When we shall be thus connected by the golden chain of mutual interests instead of the iron fetters of power, and by that homogeneousness of manners which an increased intercourse will produce, what will be likely to effect a separation? Let us suppose any state, considering itself aggrieved by some measure of the federal government, was to withdraw herself from the confederacy, and that the other states were to acquiesce in her course, either because they felt no interest in the matter, or because they were willing to surrender up those interests to a claim of right. It can scarcely be doubted that such seceding state would find the disadvantages of its new situation so great, surrounded by rival and hostile and taunting neighbors—attended with so much contingent danger and certain expense, that after the first irritation had passed away, it would sue to be re-admitted.

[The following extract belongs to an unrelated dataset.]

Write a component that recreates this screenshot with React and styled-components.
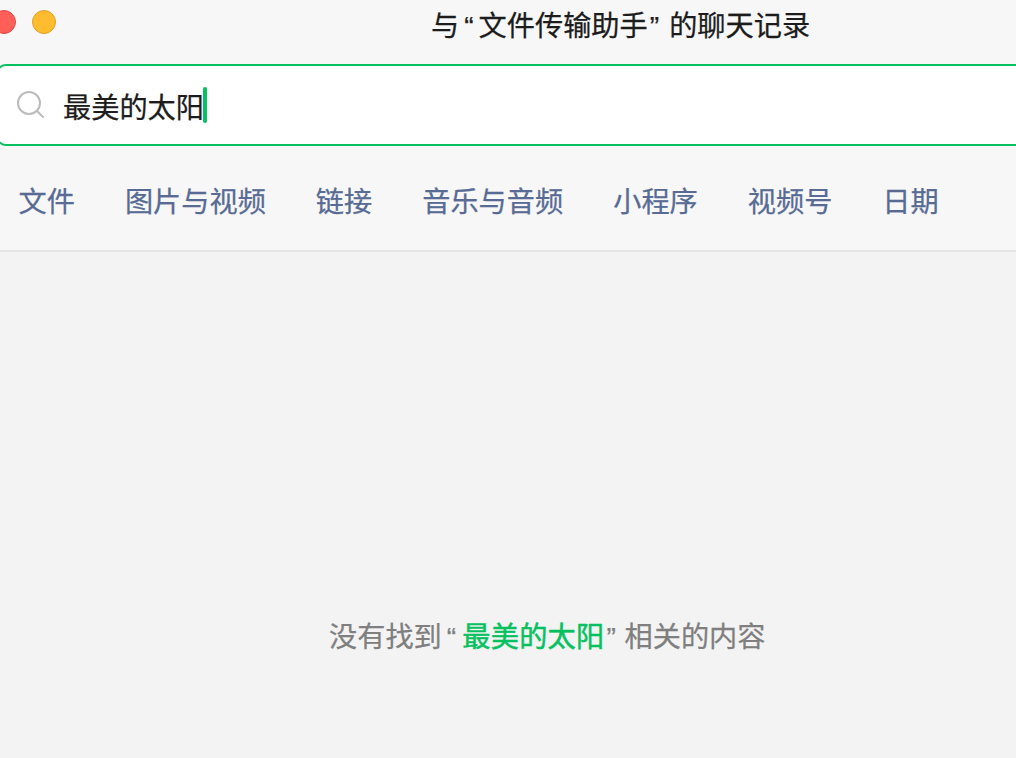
import React from 'react';
import styled, { createGlobalStyle } from 'styled-components';

const GlobalStyle = createGlobalStyle`
  html, body {
    margin: 0;
    padding: 0;
    height: 100%;
    overflow: hidden;
  }
  body {
    font-family: "Liberation Sans", "Noto Sans CJK SC", sans-serif;
    -webkit-text-stroke: 0.25px currentColor;
  }
`;

const Page = styled.div`
  width: 1016px;
  height: 758px;
  display: flex;
  flex-direction: column;
  overflow: hidden;
  background-color: #f3f3f3;
`;

const Header = styled.div`
  height: 252px;
  flex: none;
  box-sizing: border-box;
  background-color: #f7f7f7;
  border-bottom: 2px solid #e5e5e5;
  display: flex;
  flex-direction: column;
`;

const TitleBar = styled.div`
  height: 64px;
  flex: none;
  display: flex;
  align-items: flex-start;
`;

const Lights = styled.div`
  display: flex;
  gap: 16px;
  margin: 10px 0 0 -8px;
  width: 439px;
  flex: none;
`;

const Light = styled.span`
  width: 22px;
  height: 22px;
  border-radius: 50%;
  background-color: ${(props) => props.color};
  border: 1px solid ${(props) => props.edge};
`;

const Title = styled.div`
  font-size: 28.2px;
  line-height: 32px;
  margin-top: 10px;
  color: #1c1c1c;
  white-space: nowrap;
`;

const OpenQuote = styled.span`
  margin: 0 5px 0 5px;
`;

const CloseQuote = styled.span`
  margin: 0 ${(props) => props.after || '10px'} 0 2px;
`;

const SearchBox = styled.div`
  height: 82px;
  flex: none;
  box-sizing: border-box;
  margin: 0 -20px 0 -4px;
  border: 2px solid #07c160;
  border-radius: 10px;
  background-color: #fff;
  display: flex;
  align-items: center;
  padding-left: 19px;
`;

const SearchIcon = styled.svg`
  width: 27px;
  height: 27px;
  flex: none;
  margin: -1px 19px 0 0;
`;

const SearchText = styled.span`
  font-size: 28.2px;
  line-height: 32px;
  color: #1c1c1c;
  margin-top: 5px;
`;

const Caret = styled.span`
  width: 4px;
  height: 36px;
  border-radius: 2px;
  background-color: #07c160;
  margin-left: -1px;
`;

const Tabs = styled.div`
  display: flex;
  gap: 50px;
  padding: 40px 0 0 18.5px;
`;

const Tab = styled.span`
  font-size: 28.2px;
  line-height: 32px;
  color: #576b95;
  white-space: nowrap;
`;

const Body = styled.div`
  flex: 1;
  display: flex;
  flex-direction: column;
  align-items: flex-start;
`;

const EmptyText = styled.div`
  margin: 369px 0 0 329px;
  font-size: 28.2px;
  line-height: 32px;
  color: #7f7f7f;
  white-space: nowrap;
`;

const Keyword = styled.span`
  color: #07c160;
  margin-left: 1px;
  letter-spacing: 0.3px;
  -webkit-text-stroke: 0.5px currentColor;
`;

const tabs = ['文件', '图片与视频', '链接', '音乐与音频', '小程序', '视频号', '日期'];

const App = () => (
  <Page>
    <GlobalStyle />
    <Header>
      <TitleBar>
        <Lights>
          <Light color="#ff5f57" edge="#e5484a" />
          <Light color="#febc2e" edge="#e0a028" />
        </Lights>
        <Title>
          与<OpenQuote>“</OpenQuote>文件传输助手<CloseQuote>”</CloseQuote>的聊天记录
        </Title>
      </TitleBar>
      <SearchBox>
        <SearchIcon viewBox="0 0 27 27" fill="none" stroke="#bbbbbb" strokeWidth="2">
          <circle cx="12" cy="12" r="11" />
          <path d="M20 20l6 6" strokeLinecap="round" />
        </SearchIcon>
        <SearchText>最美的太阳</SearchText>
        <Caret />
      </SearchBox>
      <Tabs>
        {tabs.map((t) => (
          <Tab key={t}>{t}</Tab>
        ))}
      </Tabs>
    </Header>
    <Body>
      <EmptyText>
        没有找到<OpenQuote>“</OpenQuote>
        <Keyword>最美的太阳</Keyword>
        <CloseQuote after="8.5px">”</CloseQuote>相关的内容
      </EmptyText>
    </Body>
  </Page>
);

export default App;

But when it is recollected that, in no distant day, every state will either be an outlet for other states to the ocean, or the medium of communication for those lying on each side of it, it would be according to all experience to presume that they will not regard a question thus directly affecting their interests, as one also affecting their rights, and will vindicate both, by an appeal to force, if necessary: and thus the question of separation will always be a question of war. The constitutional question, which may have been previously agitated, will be drowned in the din and tumult of arms, and finally decided by the issue of the war. Victory is the great arbiter of right in national disputes, and that scale of justice on which she happens to light, is almost sure to preponderate.